Tout d’abord, il faut qu’un pays de l’Union européenne ou que la Commission en fasse la demande et présente les faits qui prouvent la violation des valeurs européenne. Il faudra notamment prouver que la discrimination envers la communauté LGBTQ+ s’oppose à la vision de l’Union européenne. Et certains pays, dont la Pologne, considérée comme le pays le plus hostile aux homosexuels de l’UE, devront alors aussi répondre de leurs actes. Ensuite, le Conseil et le Parlement européen doivent constater cette infraction. Alors seulement, un vote, à la majorité qualifiée, peut décider de cette suspension. Il faudra ensuite déterminer de quels droits sera privé le pays visé.
Toutefois, avant même d’en arriver là, le traité de Nice de 2001 conseille d’adresser des recommandations au pays qui pourrait dépasser les bornes. Il est donc possible, dans le cas de la Hongrie, que l’Union européenne lui donne une sorte de sursis en lui indiquant les limites à ne plus dépasser si elle ne veut pas être poussée à la porte par les 26 autres États membres.

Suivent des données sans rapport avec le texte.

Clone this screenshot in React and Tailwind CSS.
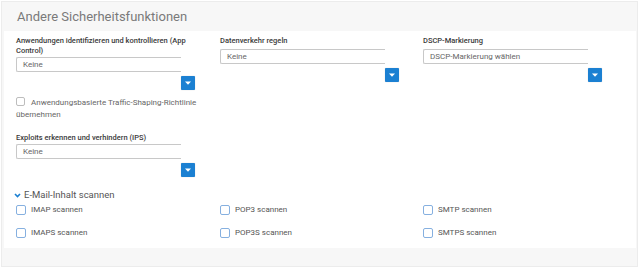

Ce vendredi 25 juin, une conversation – que la France espère « franche et ferme » – aura lieu entre tous les chefs d’État. Chacun pourra alors y expliquer ses griefs et la Hongrie pourra se défendre. Cela entre totalement dans l’esprit actuel de l’Union européenne : « Il n’y a rien qui ne peut être résolu par la discussion ».